[Pages as source code]
* start *

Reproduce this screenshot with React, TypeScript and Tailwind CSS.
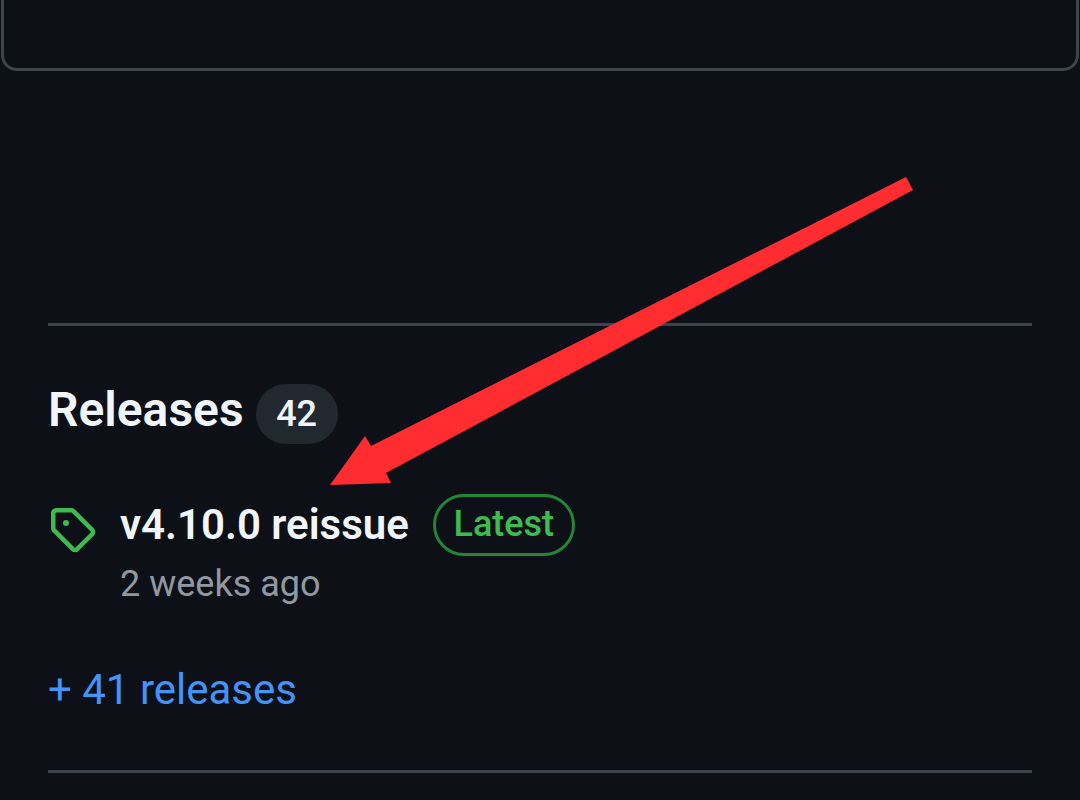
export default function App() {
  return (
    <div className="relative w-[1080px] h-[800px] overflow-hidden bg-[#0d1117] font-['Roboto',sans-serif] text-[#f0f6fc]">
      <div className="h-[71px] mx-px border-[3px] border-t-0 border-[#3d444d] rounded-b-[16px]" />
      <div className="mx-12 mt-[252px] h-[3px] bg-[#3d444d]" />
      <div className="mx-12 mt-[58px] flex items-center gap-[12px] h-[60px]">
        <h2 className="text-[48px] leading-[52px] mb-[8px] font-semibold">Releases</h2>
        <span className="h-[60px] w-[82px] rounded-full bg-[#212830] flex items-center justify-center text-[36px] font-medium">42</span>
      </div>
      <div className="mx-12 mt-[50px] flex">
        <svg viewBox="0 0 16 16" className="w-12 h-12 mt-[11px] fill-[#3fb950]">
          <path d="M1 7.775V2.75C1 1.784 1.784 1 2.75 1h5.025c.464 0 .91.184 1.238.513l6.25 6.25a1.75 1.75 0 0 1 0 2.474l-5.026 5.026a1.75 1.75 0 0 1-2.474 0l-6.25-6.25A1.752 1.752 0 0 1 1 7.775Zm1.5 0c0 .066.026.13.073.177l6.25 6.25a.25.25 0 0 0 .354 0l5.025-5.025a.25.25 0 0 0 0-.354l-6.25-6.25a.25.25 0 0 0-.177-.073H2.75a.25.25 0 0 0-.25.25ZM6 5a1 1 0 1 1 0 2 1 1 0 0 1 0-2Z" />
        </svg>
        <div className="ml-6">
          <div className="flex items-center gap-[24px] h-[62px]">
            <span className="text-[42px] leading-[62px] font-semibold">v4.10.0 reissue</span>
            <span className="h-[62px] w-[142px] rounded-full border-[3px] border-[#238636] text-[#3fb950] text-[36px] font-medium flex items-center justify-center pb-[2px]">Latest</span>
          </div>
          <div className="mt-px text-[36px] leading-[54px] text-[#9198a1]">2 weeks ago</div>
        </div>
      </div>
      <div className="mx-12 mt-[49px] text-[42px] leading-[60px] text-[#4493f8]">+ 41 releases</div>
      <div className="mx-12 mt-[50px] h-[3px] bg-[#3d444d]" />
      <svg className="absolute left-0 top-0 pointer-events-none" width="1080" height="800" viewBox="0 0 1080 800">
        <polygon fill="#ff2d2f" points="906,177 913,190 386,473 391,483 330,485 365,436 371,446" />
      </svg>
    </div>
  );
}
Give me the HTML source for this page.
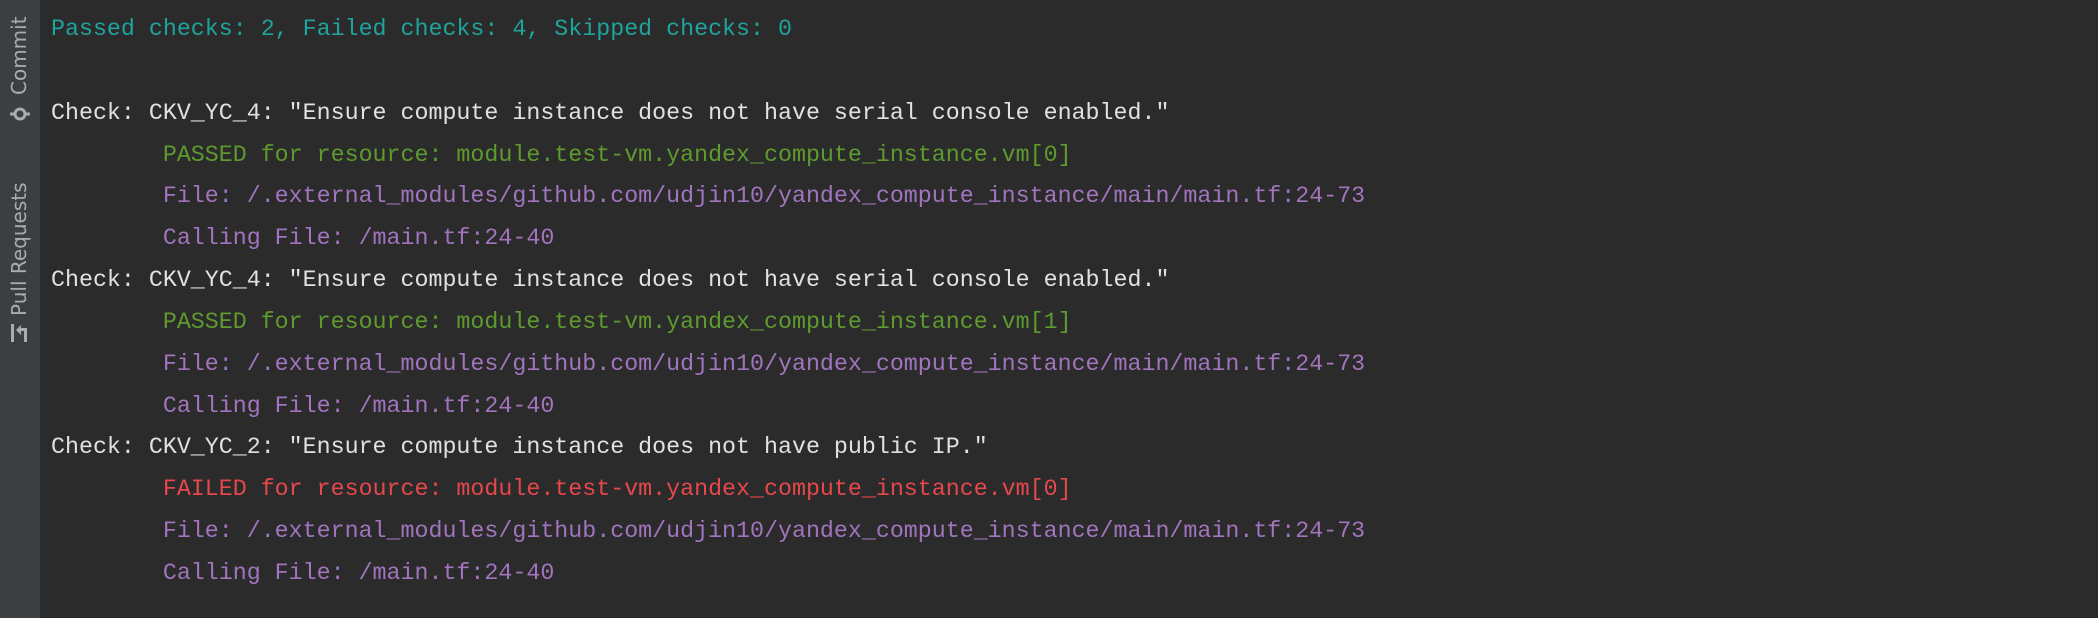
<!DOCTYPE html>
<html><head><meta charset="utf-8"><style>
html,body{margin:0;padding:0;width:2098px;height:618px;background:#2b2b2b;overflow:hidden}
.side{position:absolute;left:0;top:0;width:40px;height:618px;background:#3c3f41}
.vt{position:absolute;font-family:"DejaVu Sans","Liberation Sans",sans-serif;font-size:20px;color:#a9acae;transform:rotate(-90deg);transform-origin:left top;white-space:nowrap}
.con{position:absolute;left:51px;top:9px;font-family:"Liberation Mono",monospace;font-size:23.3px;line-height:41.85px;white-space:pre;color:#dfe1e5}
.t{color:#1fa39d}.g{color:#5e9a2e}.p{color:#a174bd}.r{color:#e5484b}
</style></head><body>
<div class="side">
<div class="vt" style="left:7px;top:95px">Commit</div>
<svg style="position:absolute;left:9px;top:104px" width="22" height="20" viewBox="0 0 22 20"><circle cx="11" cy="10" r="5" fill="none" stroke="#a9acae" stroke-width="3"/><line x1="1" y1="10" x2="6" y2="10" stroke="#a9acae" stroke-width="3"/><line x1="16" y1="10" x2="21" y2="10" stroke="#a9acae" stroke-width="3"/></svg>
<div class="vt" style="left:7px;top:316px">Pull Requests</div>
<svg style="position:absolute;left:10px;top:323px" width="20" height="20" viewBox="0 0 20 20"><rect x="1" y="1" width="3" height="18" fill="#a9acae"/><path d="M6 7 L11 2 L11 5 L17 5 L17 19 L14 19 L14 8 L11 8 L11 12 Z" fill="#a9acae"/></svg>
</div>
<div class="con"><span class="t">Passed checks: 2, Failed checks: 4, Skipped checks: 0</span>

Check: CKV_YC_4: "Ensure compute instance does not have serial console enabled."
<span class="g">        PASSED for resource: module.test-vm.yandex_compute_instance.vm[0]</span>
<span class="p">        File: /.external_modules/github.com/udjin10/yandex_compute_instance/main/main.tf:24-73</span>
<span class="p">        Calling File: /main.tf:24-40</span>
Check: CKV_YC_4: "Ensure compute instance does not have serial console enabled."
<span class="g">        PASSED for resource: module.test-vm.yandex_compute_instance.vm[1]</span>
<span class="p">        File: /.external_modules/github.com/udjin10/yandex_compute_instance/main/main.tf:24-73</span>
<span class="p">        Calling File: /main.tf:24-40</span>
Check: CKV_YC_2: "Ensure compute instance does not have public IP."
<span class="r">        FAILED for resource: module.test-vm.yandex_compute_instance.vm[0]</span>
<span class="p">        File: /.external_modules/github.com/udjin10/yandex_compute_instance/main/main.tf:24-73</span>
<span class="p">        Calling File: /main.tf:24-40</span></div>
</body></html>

* end *

- [GOAL OF THE EXERCISE]:
The pictures should not appear in the copy; every other part of the records above must be returned exactly.

- [RESPONSE FOR THIS EXERCISE]:
Reproduce this screenshot with React, TypeScript and Tailwind CSS.
export default function App() {
  return (
    <div className="relative w-[1080px] h-[800px] overflow-hidden bg-[#0d1117] font-['Roboto',sans-serif] text-[#f0f6fc]">
      <div className="h-[71px] mx-px border-[3px] border-t-0 border-[#3d444d] rounded-b-[16px]" />
      <div className="mx-12 mt-[252px] h-[3px] bg-[#3d444d]" />
      <div className="mx-12 mt-[58px] flex items-center gap-[12px] h-[60px]">
        <h2 className="text-[48px] leading-[52px] mb-[8px] font-semibold">Releases</h2>
        <span className="h-[60px] w-[82px] rounded-full bg-[#212830] flex items-center justify-center text-[36px] font-medium">42</span>
      </div>
      <div className="mx-12 mt-[50px] flex">
        <svg viewBox="0 0 16 16" className="w-12 h-12 mt-[11px] fill-[#3fb950]">
          <path d="M1 7.775V2.75C1 1.784 1.784 1 2.75 1h5.025c.464 0 .91.184 1.238.513l6.25 6.25a1.75 1.75 0 0 1 0 2.474l-5.026 5.026a1.75 1.75 0 0 1-2.474 0l-6.25-6.25A1.752 1.752 0 0 1 1 7.775Zm1.5 0c0 .066.026.13.073.177l6.25 6.25a.25.25 0 0 0 .354 0l5.025-5.025a.25.25 0 0 0 0-.354l-6.25-6.25a.25.25 0 0 0-.177-.073H2.75a.25.25 0 0 0-.25.25ZM6 5a1 1 0 1 1 0 2 1 1 0 0 1 0-2Z" />
        </svg>
        <div className="ml-6">
          <div className="flex items-center gap-[24px] h-[62px]">
            <span className="text-[42px] leading-[62px] font-semibold">v4.10.0 reissue</span>
            <span className="h-[62px] w-[142px] rounded-full border-[3px] border-[#238636] text-[#3fb950] text-[36px] font-medium flex items-center justify-center pb-[2px]">Latest</span>
          </div>
          <div className="mt-px text-[36px] leading-[54px] text-[#9198a1]">2 weeks ago</div>
        </div>
      </div>
      <div className="mx-12 mt-[49px] text-[42px] leading-[60px] text-[#4493f8]">+ 41 releases</div>
      <div className="mx-12 mt-[50px] h-[3px] bg-[#3d444d]" />
      <svg className="absolute left-0 top-0 pointer-events-none" width="1080" height="800" viewBox="0 0 1080 800">
        <polygon fill="#ff2d2f" points="906,177 913,190 386,473 391,483 330,485 365,436 371,446" />
      </svg>
    </div>
  );
}
Give me the HTML source for this page.
<!DOCTYPE html>
<html><head><meta charset="utf-8"><style>
html,body{margin:0;padding:0;width:2098px;height:618px;background:#2b2b2b;overflow:hidden}
.side{position:absolute;left:0;top:0;width:40px;height:618px;background:#3c3f41}
.vt{position:absolute;font-family:"DejaVu Sans","Liberation Sans",sans-serif;font-size:20px;color:#a9acae;transform:rotate(-90deg);transform-origin:left top;white-space:nowrap}
.con{position:absolute;left:51px;top:9px;font-family:"Liberation Mono",monospace;font-size:23.3px;line-height:41.85px;white-space:pre;color:#dfe1e5}
.t{color:#1fa39d}.g{color:#5e9a2e}.p{color:#a174bd}.r{color:#e5484b}
</style></head><body>
<div class="side">
<div class="vt" style="left:7px;top:95px">Commit</div>
<svg style="position:absolute;left:9px;top:104px" width="22" height="20" viewBox="0 0 22 20"><circle cx="11" cy="10" r="5" fill="none" stroke="#a9acae" stroke-width="3"/><line x1="1" y1="10" x2="6" y2="10" stroke="#a9acae" stroke-width="3"/><line x1="16" y1="10" x2="21" y2="10" stroke="#a9acae" stroke-width="3"/></svg>
<div class="vt" style="left:7px;top:316px">Pull Requests</div>
<svg style="position:absolute;left:10px;top:323px" width="20" height="20" viewBox="0 0 20 20"><rect x="1" y="1" width="3" height="18" fill="#a9acae"/><path d="M6 7 L11 2 L11 5 L17 5 L17 19 L14 19 L14 8 L11 8 L11 12 Z" fill="#a9acae"/></svg>
</div>
<div class="con"><span class="t">Passed checks: 2, Failed checks: 4, Skipped checks: 0</span>

Check: CKV_YC_4: "Ensure compute instance does not have serial console enabled."
<span class="g">        PASSED for resource: module.test-vm.yandex_compute_instance.vm[0]</span>
<span class="p">        File: /.external_modules/github.com/udjin10/yandex_compute_instance/main/main.tf:24-73</span>
<span class="p">        Calling File: /main.tf:24-40</span>
Check: CKV_YC_4: "Ensure compute instance does not have serial console enabled."
<span class="g">        PASSED for resource: module.test-vm.yandex_compute_instance.vm[1]</span>
<span class="p">        File: /.external_modules/github.com/udjin10/yandex_compute_instance/main/main.tf:24-73</span>
<span class="p">        Calling File: /main.tf:24-40</span>
Check: CKV_YC_2: "Ensure compute instance does not have public IP."
<span class="r">        FAILED for resource: module.test-vm.yandex_compute_instance.vm[0]</span>
<span class="p">        File: /.external_modules/github.com/udjin10/yandex_compute_instance/main/main.tf:24-73</span>
<span class="p">        Calling File: /main.tf:24-40</span></div>
</body></html>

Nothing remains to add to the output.